Components of Decision-Making Environments:
-
The Decision-Maker
The decision-maker is the individual or group responsible for making the final choice. This component involves their cognitive abilities, experience, risk tolerance, values, and biases. The effectiveness of a decision is heavily influenced by the decision-maker’s skill in processing information, their intuition, and their courage to commit to a course of action. In organizational contexts, this can be a manager, a executive team, or a board, and their collective psychology shapes the entire process, from problem perception to the final commitment.
-
Objectives and Goals
This is the “why” of the decision—the clear, defined outcome that the decision-maker seeks to achieve. Objectives provide direction and a criterion for evaluating alternatives. Without a clear goal, decision-making becomes aimless.
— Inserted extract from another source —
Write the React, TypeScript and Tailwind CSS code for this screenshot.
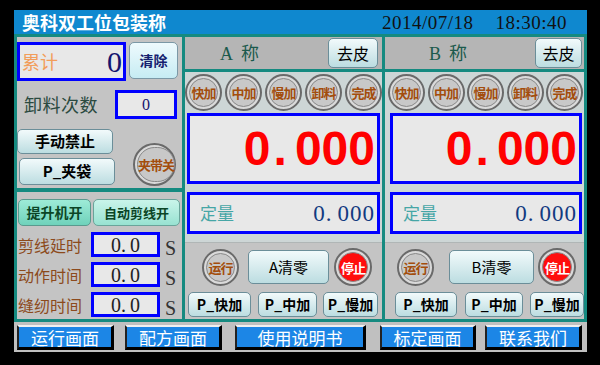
const CJK = { fontFamily: '"Noto Sans CJK SC", "Noto Sans", sans-serif' };
const SERIF = { fontFamily: '"Liberation Serif", "Noto Sans CJK SC", serif' };
const SANS = { fontFamily: '"Liberation Sans", "Noto Sans CJK SC", sans-serif' };

function Ring({ label, size, red = false }: { label: string; size: string; red?: boolean }) {
  return (
    <div className={`flex shrink-0 rounded-full border-[2px] border-[#6a6a6a] bg-[#dadada] p-[2px] ${size}`}>
      <div
        className={`flex flex-1 items-center justify-center rounded-full border border-[#888] ${
          red ? "bg-[#ff0d0d]" : "bg-[#c8c8c8]"
        }`}
      >
        <span
          className={`whitespace-nowrap text-[13px] font-bold leading-none tracking-[-1px] ${
            red ? "text-white" : "text-[#a34d0c]"
          }`}
          style={CJK}
        >
          {label}
        </span>
      </div>
    </div>
  );
}

function Btn({ label, className, bold = true }: { label: string; className: string; bold?: boolean }) {
  return (
    <div
      className={`flex shrink-0 items-center justify-center rounded-[5px] border border-[#6b8e99] bg-linear-to-b from-[#f2fafb] to-[#bcdde1] text-black ${
        bold ? "font-bold" : ""
      } ${className}`}
      style={CJK}
    >
      {label}
    </div>
  );
}

function ValBox({ className, children }: { className: string; children: React.ReactNode }) {
  return (
    <div className={`flex items-center border-[3px] border-[#0000ff] bg-[#e8e8e8] ${className}`}>{children}</div>
  );
}

function Scale({ b = false }: { b?: boolean }) {
  const name = b ? "B" : "A";
  return (
    <div className={`flex flex-col bg-[#c4c4c4] ${b ? "w-[199px]" : "w-[197px]"}`}>
      {/* header */}
      <div className="flex h-[32px] items-center bg-[#b5b5b5]">
        <span className={`text-[18px] text-[#1b5a4c] ${b ? "ml-[44px]" : "ml-[35px]"}`} style={SERIF}>
          {name}
          <span className="ml-[8px]" style={CJK}>
            称
          </span>
        </span>
        <Btn
          label="去皮"
          bold={false}
          className={`ml-auto h-[30px] text-[16px] ${b ? "mr-[2px] w-[47px]" : "mr-[4px] w-[50px]"}`}
        />
      </div>
      <div className="h-[3px] bg-[#158a80]" />
      {/* light section */}
      <div className="flex h-[170px] flex-col bg-[#cdd6d6]">
        <div className={`mt-[2px] flex justify-between ${b ? "pl-[3px] pr-[1px]" : "px-0"}`}>
          {["快加", "中加", "慢加", "卸料", "完成"].map((t) => (
            <Ring key={t} label={t} size="w-[37px] h-[37px]" />
          ))}
        </div>
        <ValBox className={`mt-[2px] h-[71px] justify-end pr-[2px] ${b ? "ml-[5px] mr-[2px]" : "mx-[2px]"}`}>
          <span className="text-[48px] font-bold leading-none text-[#ff0000]" style={SANS}>
            0<span className="ml-[3px] mr-[8px]">.</span>000
          </span>
        </ValBox>
        <ValBox className={`mt-[8px] h-[42px] justify-between pl-[10px] pr-[2px] ${b ? "ml-[5px] mr-[2px]" : "mx-[2px]"}`}>
          <span className="text-[17px] text-[#46a6a6]" style={CJK}>
            定量
          </span>
          <span className="text-[23px] leading-none tracking-[1px] text-[#123a80]" style={SERIF}>
            0.<span className="ml-[5px]">000</span>
          </span>
        </ValBox>
      </div>
      {/* controls */}
      <div className="flex flex-1 flex-col border-t border-[#b0b6b6]">
        <div className="mt-[5px] flex items-center">
          <Ring label="运行" size={`w-[37px] h-[37px] ${b ? "ml-[12px]" : "ml-[17px]"}`} />
          <Btn
            label={`${name}清零`}
            bold={false}
            className={`h-[34px] text-[15px] text-[#333] ${b ? "ml-[15px] w-[85px]" : "ml-[9px] w-[81px]"}`}
          />
          <Ring label="停止" red size={`w-[38px] h-[38px] ${b ? "ml-[4px]" : "ml-[5px]"}`} />
        </div>
        <div className="mt-[6px] flex">
          <Btn label="P_快加" className={`h-[25px] text-[14px] ${b ? "ml-[10px] w-[62px]" : "ml-[3px] w-[63px]"}`} />
          <Btn label="P_中加" className={`h-[25px] text-[14px] ${b ? "ml-[8px] w-[58px]" : "ml-[7px] w-[59px]"}`} />
          <Btn label="P_慢加" className={`h-[25px] text-[14px] ${b ? "ml-[7px] w-[54px]" : "ml-[6px] w-[55px]"}`} />
        </div>
      </div>
    </div>
  );
}

function TimeRow({ label }: { label: string }) {
  return (
    <div className="flex h-[25px] items-center">
      <span className="ml-[1px] w-[73px] text-[16px] text-[#8c4a1c]" style={CJK}>
        {label}
      </span>
      <ValBox className="h-[25px] w-[69px] justify-center">
        <span className="text-[20px] leading-none text-[#222]" style={SERIF}>
          0.<span className="ml-[4px]">0</span>
        </span>
      </ValBox>
      <span className="ml-[5px] mt-[6px] text-[20px] leading-none text-[#333]" style={SERIF}>
        S
      </span>
    </div>
  );
}

export default function App() {
  const nav = [
    { t: "运行画面", c: "ml-[3px] w-[97px]" },
    { t: "配方画面", c: "ml-[11px] w-[97px]" },
    { t: "使用说明书", c: "ml-[13px] w-[131px]" },
    { t: "标定画面", c: "ml-[14px] w-[96px]" },
    { t: "联系我们", c: "ml-[9px] w-[97px]" },
  ];
  return (
    <div className="h-[365px] w-[600px] overflow-hidden bg-black pl-[14px] pt-[10px]">
      <div className="flex h-[342px] w-[573px] flex-col">
        {/* title bar */}
        <div className="flex h-[24px] items-center bg-[#0f88cf]">
          <span className="ml-[8px] text-[18px] font-bold leading-none text-white" style={CJK}>
            奥科双工位包装称
          </span>
          <span className="ml-auto mr-[20px] text-[19px] leading-none tracking-[0.5px] text-[#111]" style={SERIF}>
            2014/07/18
            <span className="ml-[22px]">18:30:40</span>
          </span>
        </div>
        {/* main */}
        <div className="flex h-[288px] gap-[3px] bg-[#158a80] p-[3px]">
          <div className="flex w-[165px] flex-col gap-[4px]">
            <div className="flex h-[151px] flex-col bg-[#c4c4c4]">
              <div className="mt-[5px] flex items-start">
                <ValBox className="h-[39px] w-[109px] justify-between pl-[2px] pr-[1px]">
                  <span className="text-[18px] text-[#f29d5a]" style={CJK}>
                    累计
                  </span>
                  <span className="text-[30px] leading-none text-[#14146e]" style={SERIF}>
                    0
                  </span>
                </ValBox>
                <div
                  className="ml-[3px] flex h-[37px] w-[49px] items-center justify-center rounded-[5px] border border-[#7b98a6] bg-linear-to-b from-[#eefafd] to-[#c6ecf3] text-[14px] font-bold text-[#15206e]"
                  style={CJK}
                >
                  清除
                </div>
              </div>
              <div className="mt-[9px] flex items-center">
                <span className="ml-[7px] text-[18px] tracking-[0.5px] text-[#2b4a40]" style={CJK}>
                  卸料次数
                </span>
                <ValBox className="ml-auto mr-[5px] h-[29px] w-[62px] justify-center">
                  <span className="text-[16px] leading-none text-[#14146e]" style={SERIF}>
                    0
                  </span>
                </ValBox>
              </div>
              <div className="mt-[10px] flex">
                <div className="flex flex-col gap-[4px]">
                  <Btn label="手动禁止" className="h-[25px] w-[96px] text-[15px]" />
                  <Btn label="P_夹袋" className="ml-[2px] h-[27px] w-[96px] text-[15px]" />
                </div>
                <div className="ml-[18px] mt-[14px]">
                  <Ring label="夹带关" size="w-[43px] h-[43px]" />
                </div>
              </div>
            </div>
            <div className="flex flex-1 flex-col bg-[#c4c4c4]">
              <div className="mt-[7px] flex">
                <div
                  className="ml-[1px] flex h-[27px] w-[73px] items-center justify-center rounded-[5px] border border-[#5a9a8e] bg-linear-to-b from-[#9debd7] to-[#6fd2bb] text-[14px] font-bold text-[#0b4526]"
                  style={CJK}
                >
                  提升机开
                </div>
                <div
                  className="ml-[2px] flex h-[27px] w-[87px] items-center justify-center rounded-[5px] border border-[#6aa49a] bg-linear-to-b from-[#c9f4ea] to-[#98e2d1] text-[13px] font-bold text-[#0b4526]"
                  style={CJK}
                >
                  自动剪线开
                </div>
              </div>
              <div className="mt-[6px] flex flex-col gap-[5px]">
                <TimeRow label="剪线延时" />
                <TimeRow label="动作时间" />
                <TimeRow label="缝纫时间" />
              </div>
            </div>
          </div>
          <Scale />
          <Scale b />
        </div>
        {/* nav */}
        <div className="flex h-[30px] items-start bg-[#c0c0c0] pt-[3px]">
          {nav.map((n) => (
            <div
              key={n.t}
              className={`flex h-[25px] items-center justify-center border-b-[3px] border-l-[2px] border-r-[3px] border-t-[2px] border-b-black border-l-[#222] border-r-black border-t-[#f0f0f0] bg-[#1c86e6] text-[17px] leading-none text-white ${n.c}`}
              style={CJK}
            >
              {n.t}
            </div>
          ))}
        </div>
      </div>
    </div>
  );
}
These objectives can be singular (e.g., maximize profit) or multiple and conflicting (e.g., increase market share while minimizing cost), requiring trade-offs. A well-defined goal ensures that all subsequent analysis is focused and relevant, acting as the north star for the entire decision-making process.
-
Alternatives (Courses of Action)
Alternatives are the various possible strategies or actions available to the decision-maker for achieving the stated objectives. The set of alternatives defines the scope of choice. Generating a comprehensive and creative set of viable options is crucial; a superior alternative cannot be chosen if it is not initially considered. The quality of the final decision is limited by the quality of the alternatives generated, making this a critical component for exploring the solution space effectively.
-
States of Nature
These are the uncertain, uncontrollable future events or external conditions that can influence the outcome of a decision, but which the decision-maker cannot directly control. Examples include economic conditions, competitor actions, weather, or technological breakthroughs. In environments of risk, probabilities can be assigned to these states; under uncertainty, they cannot. Identifying all relevant states of nature is essential for a realistic assessment of what might happen after a choice is made.
-
Payoffs (Outcomes)
Payoffs are the consequences or results of selecting a particular alternative when a specific state of nature occurs. They are typically quantified in terms of the objective, such as profit, cost, market share, or utility. In Quantitative Techniques, these are often organized in a payoff table or matrix to facilitate analysis. Evaluating the potential payoff for each alternative-state of nature combination allows the decision-maker to compare the expected performance of different choices.
-
Criteria for Choice
This is the rule or method used by the decision-maker to select the preferred alternative from the available options. The choice of criteria depends on the decision environment. Under certainty, it’s straightforward (e.g., choose the highest payoff). Under risk, it may be the “Expected Monetary Value.” Under uncertainty, it could be maximax, maximin, or minimax regret. This component represents the final judgment logic that translates analysis into a decision.